Literary Perspectives in Dialogue
Anup Beniwal
SOBTI-VAID SAMVAD: LEKHAN AUR LEKHAK by Krishna Sobti and Krishna Baldev Vaid Rajkamal Prakashan, 2008, 206 pp., 300
March 2008, volume 32, No 3

Sobti-Vaid Samvad ushers in a novel critical genre within the domain of Hindi literary-criticism. Here two literary stalwarts of Hindi literature, Krishna Sobti and Krishna Baldev Vaid, inspired by the intellectually stimulating surroundings of IIAS Shimla, enter into a significant dialogue on the intricacies of life and literature. The dialogue begins as an introspective reminiscence echoing a life of robust fulfilment at the intersection of the personal and the public, text and the context, to gradually expand into a refreshing ‘critical-conversation’ rarely encountered in Indian literary tradition.
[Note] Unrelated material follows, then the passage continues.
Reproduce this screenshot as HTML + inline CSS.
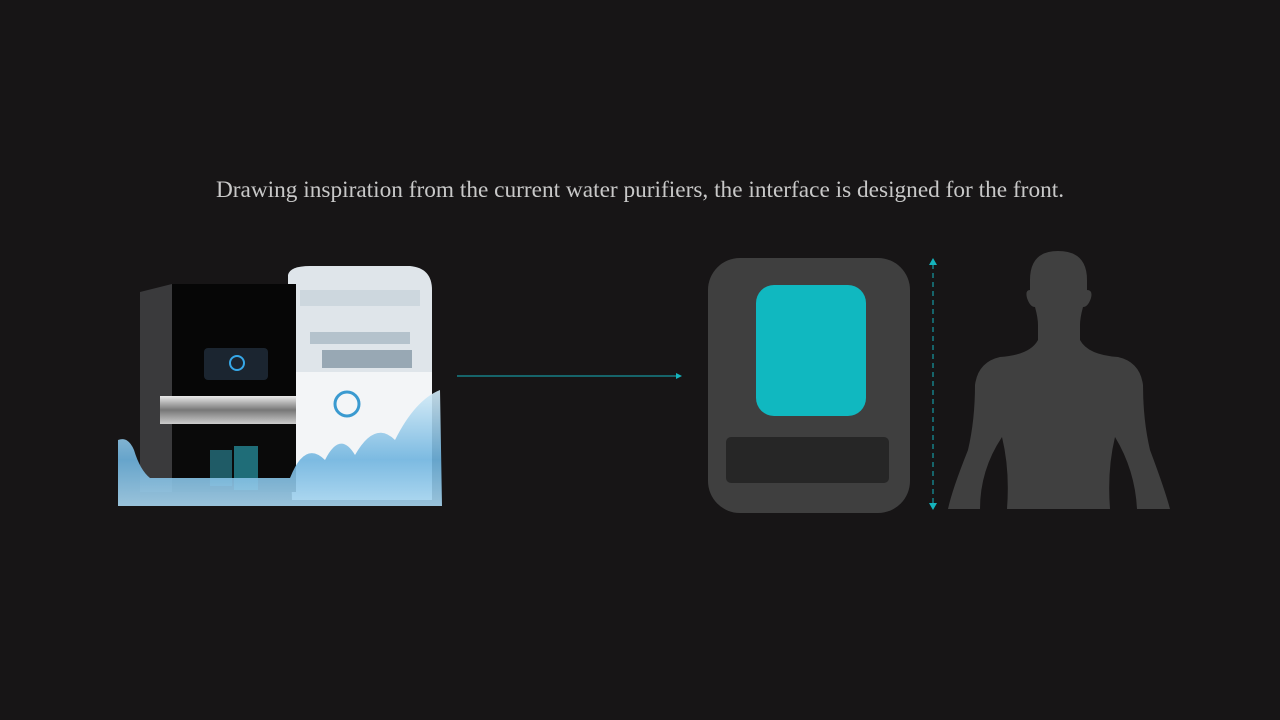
<!DOCTYPE html>
<html><head><style>
body{margin:0;width:1280px;height:720px;background:#171516;overflow:hidden;position:relative;font-family:"Liberation Serif",serif}
.t{position:absolute;top:177px;left:0;width:1280px;text-align:center;color:#c8c8c8;font-size:23.3px;white-space:nowrap}
</style></head><body>
<div class="t">Drawing inspiration from the current water purifiers, the interface is designed for the front.</div>
<svg width="1280" height="720" style="position:absolute;left:0;top:0">
<defs>
<linearGradient id="w" x1="0" y1="0" x2="0" y2="1"><stop offset="0" stop-color="#d4ecf8"/><stop offset=".6" stop-color="#6fb4df"/><stop offset="1" stop-color="#a8d6f0"/></linearGradient>
<linearGradient id="m" x1="0" y1="0" x2="0" y2="1"><stop offset="0" stop-color="#eaeaea"/><stop offset=".5" stop-color="#777"/><stop offset="1" stop-color="#ccc"/></linearGradient>
</defs>
<path d="M288 275 Q290 266 310 266 L410 266 Q432 268 432 290 L432 500 L292 500 L288 380 Z" fill="#dfe5ea"/>
<rect x="292" y="372" width="140" height="128" fill="#f3f5f7"/>
<rect x="300" y="290" width="120" height="16" fill="#cdd7de"/>
<rect x="310" y="332" width="100" height="12" fill="#b4c2cc"/>
<rect x="322" y="350" width="90" height="18" fill="#98a8b4"/>
<circle cx="347" cy="404" r="12" fill="none" stroke="#3a9ad0" stroke-width="3"/>
<path d="M140 292 L172 284 L172 492 L140 492 Z" fill="#3a3a3c"/>
<rect x="172" y="284" width="124" height="112" fill="#060606"/>
<rect x="204" y="348" width="64" height="32" rx="4" fill="#1b2530"/>
<circle cx="237" cy="363" r="7" fill="none" stroke="#36a8e8" stroke-width="2"/>
<rect x="160" y="396" width="136" height="28" fill="url(#m)"/>
<rect x="172" y="424" width="124" height="68" fill="#0a0a0a"/>
<rect x="210" y="450" width="22" height="36" fill="#1f5b66"/>
<rect x="234" y="446" width="24" height="44" fill="#1f6d78"/>
<path d="M118 440 Q128 436 134 450 Q140 470 150 478 L290 478 Q305 440 325 460 Q340 430 355 455 Q375 420 395 440 Q415 400 440 390 L442 506 L118 506 Z" fill="url(#w)" opacity=".9"/>
<line x1="457" y1="376" x2="676" y2="376" stroke="#15b4bd" stroke-width="1"/>
<path d="M676 373 L682 376 L676 379 Z" fill="#15b4bd"/>
<rect x="708" y="258" width="202" height="255" rx="32" fill="#3f3f3f"/>
<rect x="756" y="285" width="110" height="131" rx="18" fill="#10b8c0"/>
<rect x="726" y="437" width="163" height="46" rx="5" fill="#262626"/>
<line x1="933" y1="264" x2="933" y2="505" stroke="#15b4bd" stroke-width="1" stroke-dasharray="5,4"/>
<path d="M929 265 L933 258 L937 265 Z M929 503 L933 510 L937 503 Z" fill="#15b4bd"/>
<path d="M1058 251 Q1030 251 1030 280 L1030 290 Q1025 290 1027 298 Q1030 307 1035 307 Q1038 318 1038 325 L1038 340 Q1030 355 1000 357 Q978 362 975 385 Q975 420 968 450 Q952 490 948 509 L980 509 Q980 470 1002 437 Q1010 470 1007 509 L1110 509 Q1107 470 1115 437 Q1135 470 1137 509 L1170 509 Q1165 490 1150 450 Q1143 420 1143 385 Q1140 362 1118 357 Q1088 355 1080 340 L1080 325 Q1080 318 1083 307 Q1088 307 1091 298 Q1093 290 1087 290 L1087 280 Q1087 251 1058 251 Z" fill="#404040"/>
</svg>
</body></html>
This dialogue, while voicing disagreements respects mutual differences, and in the process ushers in an inclusive yet democratic critical interface. While acknowledging the importance of spatio-temporal and cultural commonality that makes them contemporary sojourners, the two authors, nevertheless, underline the importance of divergences and differences—and their mutual recognition—as the most vital ingredient of their creative autonomy, influence and weltanschauung, and foreground it as vital condition for understanding each other’s oeuvre.

This aspect of their aesthetic credo becomes poignantly palpable from the way their dialogue evolves. Embedded within their distinctive idiom, both of them weave a dialogue that is part nostalgia, part gossip, part reflective and aesthetic meditation and part a prospective hope and yearnings of old age.